# Exercise prompt
Wherever a line in the data below holds "React", copy that line.
>>
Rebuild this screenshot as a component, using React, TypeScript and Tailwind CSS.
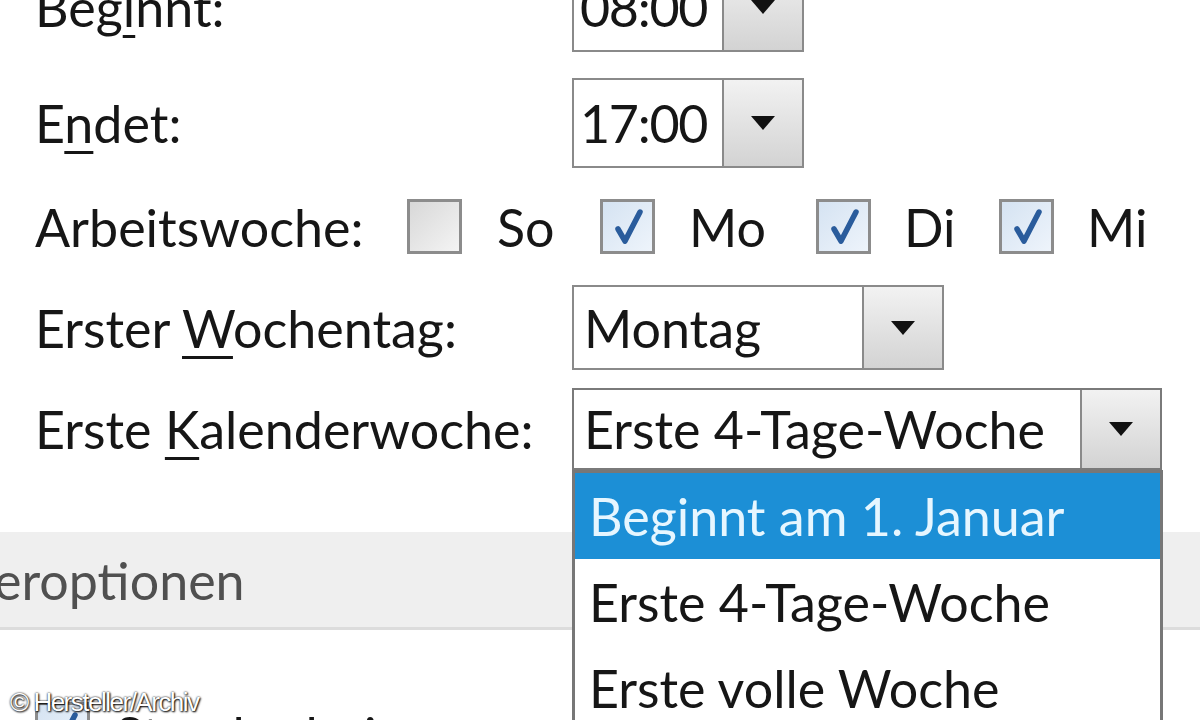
import * as React from "react"

function Arrow() {
  return (
    <div className="flex h-full w-[80px] items-center justify-center border-l-2 border-[#8a8a8a] bg-gradient-to-b from-[#f2f2f2] to-[#d3d3d3]">
      <svg width="26" height="16" viewBox="0 0 26 16">
        <path d="M1 1 L25 1 L13 15 Z" fill="#111" />
      </svg>
    </div>
  )
}

function Check({ checked }: { checked: boolean }) {
  return (
    <div
      className={
        "flex h-[55px] w-[55px] shrink-0 items-center justify-center border-[3px] border-[#8c8c8c] " +
        (checked ? "bg-gradient-to-br from-[#d5e3f2] to-[#eef4fb]" : "bg-gradient-to-br from-[#d8d8d8] to-[#f4f4f4]")
      }
    >
      {checked && (
        <svg width="34" height="38" viewBox="0 0 34 38">
          <path d="M7 21 L14 33 L29 4" fill="none" stroke="#2a5c9c" strokeWidth="5.5" strokeLinecap="round" strokeLinejoin="round" />
        </svg>
      )}
    </div>
  )
}

export default function App() {
  const font = { fontFamily: "Lato, 'Noto Sans', sans-serif" }
  return (
    <div className="relative h-[720px] w-[1200px] overflow-hidden bg-white text-[52px] text-[#161616]" style={font}>
      <div className="mt-[-38px] flex flex-col">
        {/* Beginnt */}
        <div className="flex h-[90px] items-center">
          <div className="w-[572px] pl-[35px] leading-none">
            Beg<u className="underline-offset-[8px] decoration-[3px]">i</u>nnt:
          </div>
          <div className="flex h-full w-[232px] border-2 border-[#8a8a8a] bg-white">
            <div className="flex flex-1 items-center pl-[6px] tracking-tight">08:00</div>
            <Arrow />
          </div>
        </div>
        {/* Endet */}
        <div className="mt-[26px] flex h-[90px] items-center">
          <div className="w-[572px] pl-[35px] leading-none">
            E<u className="underline-offset-[8px] decoration-[3px]">n</u>det:
          </div>
          <div className="flex h-full w-[232px] border-2 border-[#8a8a8a] bg-white">
            <div className="flex flex-1 items-center pl-[6px] tracking-tight">17:00</div>
            <Arrow />
          </div>
        </div>
        {/* Arbeitswoche */}
        <div className="flex h-[117px] items-center">
          <div className="w-[407px] pl-[35px] leading-none">Arbeitswoche:</div>
          <div className="flex items-center">
            <Check checked={false} />
            <span className="ml-[35px] w-[103px]">So</span>
            <Check checked />
            <span className="ml-[34px] w-[127px]">Mo</span>
            <Check checked />
            <span className="ml-[33px] w-[95px]">Di</span>
            <Check checked />
            <span className="ml-[33px]">Mi</span>
          </div>
        </div>
        {/* Erster Wochentag */}
        <div className="flex h-[85px] items-center">
          <div className="w-[572px] pl-[35px] leading-none">
            Erster <u className="underline-offset-[8px] decoration-[3px]">W</u>ochentag:
          </div>
          <div className="flex h-full w-[372px] border-2 border-[#8a8a8a] bg-white">
            <div className="flex flex-1 items-center pl-[10px]">Montag</div>
            <Arrow />
          </div>
        </div>
        {/* Erste Kalenderwoche */}
        <div className="mt-[18px] flex h-[82px] items-center">
          <div className="w-[572px] pl-[35px] leading-none">
            Erste <u className="underline-offset-[8px] decoration-[3px]">K</u>alenderwoche:
          </div>
          <div className="flex h-full w-[590px] border-2 border-[#7a7a7a] bg-white">
            <div className="flex flex-1 items-center pl-[10px]">Erste 4-Tage-Woche</div>
            <Arrow />
          </div>
        </div>
        {/* Section band */}
        <div className="mt-[62px] flex h-[98px] items-center border-b-[3px] border-[#dcdcdc] bg-[#efefef] text-[#505050]">
          <span className="ml-[-6px]">eroptionen</span>
        </div>
        {/* Standarderinnerung */}
        <div className="mt-[72px] flex items-start pl-[35px]">
          <Check checked />
          <span className="ml-[25px] mt-[-6px]">Standarderinnerung</span>
        </div>
      </div>

      {/* Dropdown list */}
      <div className="absolute left-[572px] top-[470px] h-[270px] w-[591px] border-x-[3px] border-t-[3px] border-[#777] bg-white">
        <div className="flex h-[86px] items-center bg-[#1c8fd6] pl-[14px] text-[#e6f6ff]">Beginnt am 1. Januar</div>
        <div className="flex h-[86px] items-center pl-[14px]">Erste 4-Tage-Woche</div>
        <div className="flex h-[86px] items-center pl-[14px]">Erste volle Woche</div>
      </div>

      {/* Watermark */}
      <div
        className="absolute left-[10px] top-[683px] text-[26px] tracking-[-1.5px] text-white [text-shadow:0_0_2px_#000,1px_1px_2px_#000]"
        style={{ fontFamily: "'Liberation Sans', Arial, sans-serif" }}
      >
        © Hersteller/Archiv
      </div>
    </div>
  )
}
<<
# Solution to this problem
Rebuild this screenshot as a component, using React, TypeScript and Tailwind CSS.
import * as React from "react"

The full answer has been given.